**MATERIAL PROVIDED**
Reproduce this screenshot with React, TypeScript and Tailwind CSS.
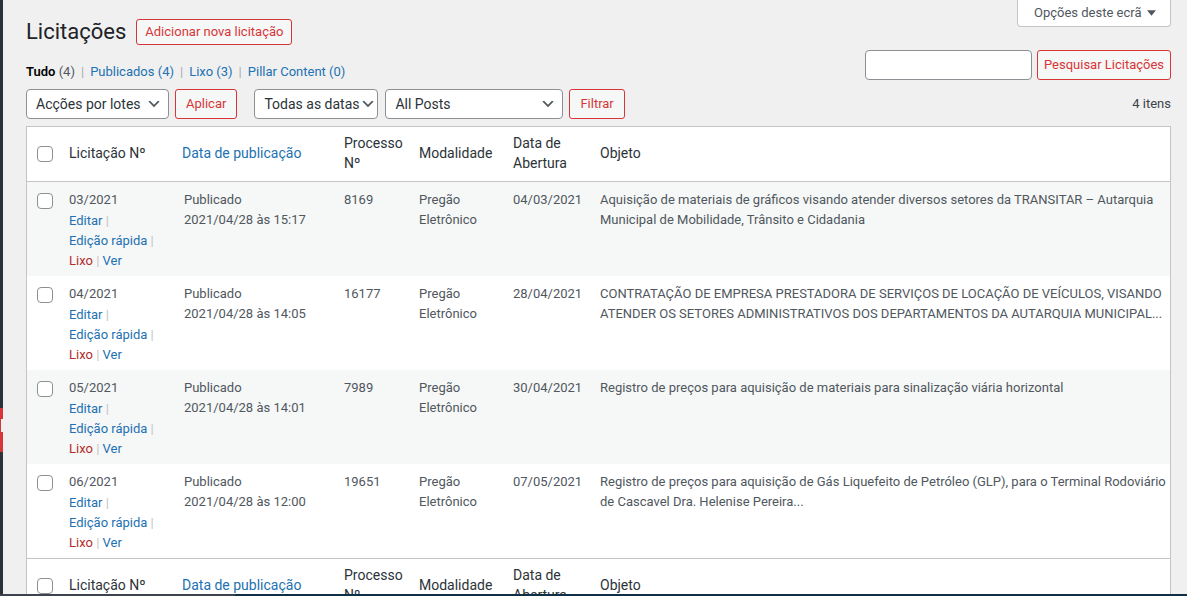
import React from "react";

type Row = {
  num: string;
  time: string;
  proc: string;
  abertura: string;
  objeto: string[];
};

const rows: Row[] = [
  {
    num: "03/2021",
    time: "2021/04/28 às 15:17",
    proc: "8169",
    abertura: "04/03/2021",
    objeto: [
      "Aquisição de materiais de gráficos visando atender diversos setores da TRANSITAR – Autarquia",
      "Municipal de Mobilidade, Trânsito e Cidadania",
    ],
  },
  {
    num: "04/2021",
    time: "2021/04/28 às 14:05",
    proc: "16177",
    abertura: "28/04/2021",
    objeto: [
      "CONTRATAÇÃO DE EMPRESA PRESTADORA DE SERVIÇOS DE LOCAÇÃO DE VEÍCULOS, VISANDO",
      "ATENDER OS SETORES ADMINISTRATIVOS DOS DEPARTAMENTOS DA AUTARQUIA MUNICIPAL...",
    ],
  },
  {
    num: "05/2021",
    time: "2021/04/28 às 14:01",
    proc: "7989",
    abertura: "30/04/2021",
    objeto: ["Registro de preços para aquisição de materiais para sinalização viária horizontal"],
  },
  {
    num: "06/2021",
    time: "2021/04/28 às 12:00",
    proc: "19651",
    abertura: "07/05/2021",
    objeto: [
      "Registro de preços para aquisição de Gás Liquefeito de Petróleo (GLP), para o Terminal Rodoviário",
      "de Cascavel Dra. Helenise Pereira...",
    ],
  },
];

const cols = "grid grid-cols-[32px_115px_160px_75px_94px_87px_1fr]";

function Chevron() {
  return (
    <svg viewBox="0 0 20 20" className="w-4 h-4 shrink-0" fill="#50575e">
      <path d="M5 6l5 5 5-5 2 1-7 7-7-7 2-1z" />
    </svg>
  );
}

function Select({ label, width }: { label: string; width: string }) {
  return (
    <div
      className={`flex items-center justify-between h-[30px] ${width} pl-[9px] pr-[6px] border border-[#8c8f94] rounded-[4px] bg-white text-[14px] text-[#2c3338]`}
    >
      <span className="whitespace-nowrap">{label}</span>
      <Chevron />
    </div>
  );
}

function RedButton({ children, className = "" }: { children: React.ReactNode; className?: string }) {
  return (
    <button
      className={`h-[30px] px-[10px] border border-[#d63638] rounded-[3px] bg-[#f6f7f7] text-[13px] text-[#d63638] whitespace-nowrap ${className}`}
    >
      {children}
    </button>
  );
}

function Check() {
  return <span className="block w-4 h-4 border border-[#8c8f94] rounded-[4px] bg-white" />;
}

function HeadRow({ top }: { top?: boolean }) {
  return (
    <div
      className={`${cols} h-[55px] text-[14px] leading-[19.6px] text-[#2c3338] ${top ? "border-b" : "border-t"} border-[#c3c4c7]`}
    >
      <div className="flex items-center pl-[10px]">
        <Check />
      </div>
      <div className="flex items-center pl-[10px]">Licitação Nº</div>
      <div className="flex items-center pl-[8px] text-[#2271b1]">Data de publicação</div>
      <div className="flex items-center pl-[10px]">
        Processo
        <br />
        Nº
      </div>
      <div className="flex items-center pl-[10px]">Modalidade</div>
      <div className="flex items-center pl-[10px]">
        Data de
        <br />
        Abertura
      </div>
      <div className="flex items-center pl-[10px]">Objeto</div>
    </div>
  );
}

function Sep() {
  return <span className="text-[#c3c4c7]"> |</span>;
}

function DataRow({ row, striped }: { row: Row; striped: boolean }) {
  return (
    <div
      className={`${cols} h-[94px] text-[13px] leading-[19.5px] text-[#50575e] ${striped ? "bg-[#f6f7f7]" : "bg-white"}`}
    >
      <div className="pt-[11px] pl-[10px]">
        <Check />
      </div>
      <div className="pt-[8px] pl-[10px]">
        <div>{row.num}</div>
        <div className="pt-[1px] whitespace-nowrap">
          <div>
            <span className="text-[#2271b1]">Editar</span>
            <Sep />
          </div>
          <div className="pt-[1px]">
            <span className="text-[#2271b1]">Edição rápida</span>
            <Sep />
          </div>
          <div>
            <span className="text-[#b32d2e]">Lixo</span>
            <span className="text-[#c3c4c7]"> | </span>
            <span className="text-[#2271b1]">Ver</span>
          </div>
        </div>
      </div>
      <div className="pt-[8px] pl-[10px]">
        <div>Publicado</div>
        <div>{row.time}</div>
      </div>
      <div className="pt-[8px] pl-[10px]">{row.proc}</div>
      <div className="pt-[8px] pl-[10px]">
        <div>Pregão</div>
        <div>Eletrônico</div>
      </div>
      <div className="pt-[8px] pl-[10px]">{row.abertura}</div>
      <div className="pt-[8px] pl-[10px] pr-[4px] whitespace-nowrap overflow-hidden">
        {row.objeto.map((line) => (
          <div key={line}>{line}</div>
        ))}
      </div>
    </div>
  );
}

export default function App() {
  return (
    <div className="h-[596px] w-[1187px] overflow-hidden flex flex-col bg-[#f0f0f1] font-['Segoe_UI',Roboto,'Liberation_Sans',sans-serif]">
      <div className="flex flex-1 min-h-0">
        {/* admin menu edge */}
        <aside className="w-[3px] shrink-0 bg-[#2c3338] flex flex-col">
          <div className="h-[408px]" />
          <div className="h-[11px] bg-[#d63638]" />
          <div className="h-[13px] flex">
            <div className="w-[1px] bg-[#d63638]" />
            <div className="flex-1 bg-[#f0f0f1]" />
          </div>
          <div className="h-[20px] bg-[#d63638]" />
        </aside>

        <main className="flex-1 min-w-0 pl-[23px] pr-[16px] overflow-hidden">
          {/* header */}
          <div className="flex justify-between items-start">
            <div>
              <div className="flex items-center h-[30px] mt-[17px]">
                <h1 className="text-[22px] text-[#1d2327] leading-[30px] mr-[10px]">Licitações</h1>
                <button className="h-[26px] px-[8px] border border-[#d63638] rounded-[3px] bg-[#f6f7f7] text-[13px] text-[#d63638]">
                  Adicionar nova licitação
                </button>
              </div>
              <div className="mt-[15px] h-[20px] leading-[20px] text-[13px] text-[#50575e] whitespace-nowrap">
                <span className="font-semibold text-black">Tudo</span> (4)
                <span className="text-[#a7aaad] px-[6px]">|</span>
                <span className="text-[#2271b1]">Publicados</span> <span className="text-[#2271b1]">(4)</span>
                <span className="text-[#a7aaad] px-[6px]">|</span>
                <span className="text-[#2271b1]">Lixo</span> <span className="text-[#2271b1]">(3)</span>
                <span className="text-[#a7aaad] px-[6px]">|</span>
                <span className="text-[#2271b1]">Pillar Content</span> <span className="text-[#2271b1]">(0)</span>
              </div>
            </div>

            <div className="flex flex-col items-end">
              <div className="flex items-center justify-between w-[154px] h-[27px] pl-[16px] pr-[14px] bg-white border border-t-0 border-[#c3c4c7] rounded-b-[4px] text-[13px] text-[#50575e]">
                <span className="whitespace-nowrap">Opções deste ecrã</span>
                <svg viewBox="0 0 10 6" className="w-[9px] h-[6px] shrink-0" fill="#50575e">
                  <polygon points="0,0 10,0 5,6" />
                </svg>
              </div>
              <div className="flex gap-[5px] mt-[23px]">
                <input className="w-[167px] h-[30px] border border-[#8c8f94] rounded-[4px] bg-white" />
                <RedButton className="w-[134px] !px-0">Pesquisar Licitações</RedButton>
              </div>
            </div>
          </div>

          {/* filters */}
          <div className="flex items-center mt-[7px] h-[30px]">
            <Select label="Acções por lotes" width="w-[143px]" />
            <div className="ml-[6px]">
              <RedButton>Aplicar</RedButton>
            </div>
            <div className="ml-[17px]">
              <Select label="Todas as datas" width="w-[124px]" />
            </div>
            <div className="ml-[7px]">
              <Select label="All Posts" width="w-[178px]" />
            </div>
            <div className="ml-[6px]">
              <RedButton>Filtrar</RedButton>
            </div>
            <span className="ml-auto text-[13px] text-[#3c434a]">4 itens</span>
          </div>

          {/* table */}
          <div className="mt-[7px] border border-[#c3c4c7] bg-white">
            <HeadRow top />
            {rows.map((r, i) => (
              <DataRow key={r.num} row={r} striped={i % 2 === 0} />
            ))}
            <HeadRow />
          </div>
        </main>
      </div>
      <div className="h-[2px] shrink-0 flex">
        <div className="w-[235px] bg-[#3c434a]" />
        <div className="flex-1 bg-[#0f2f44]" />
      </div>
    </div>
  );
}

**WHAT YOU NEED TO DO**
Pull out all lines in the data above that include "React".

**RESPONSE TO THE EXERCISE**
Reproduce this screenshot with React, TypeScript and Tailwind CSS.
import React from "react";
function RedButton({ children, className = "" }: { children: React.ReactNode; className?: string }) {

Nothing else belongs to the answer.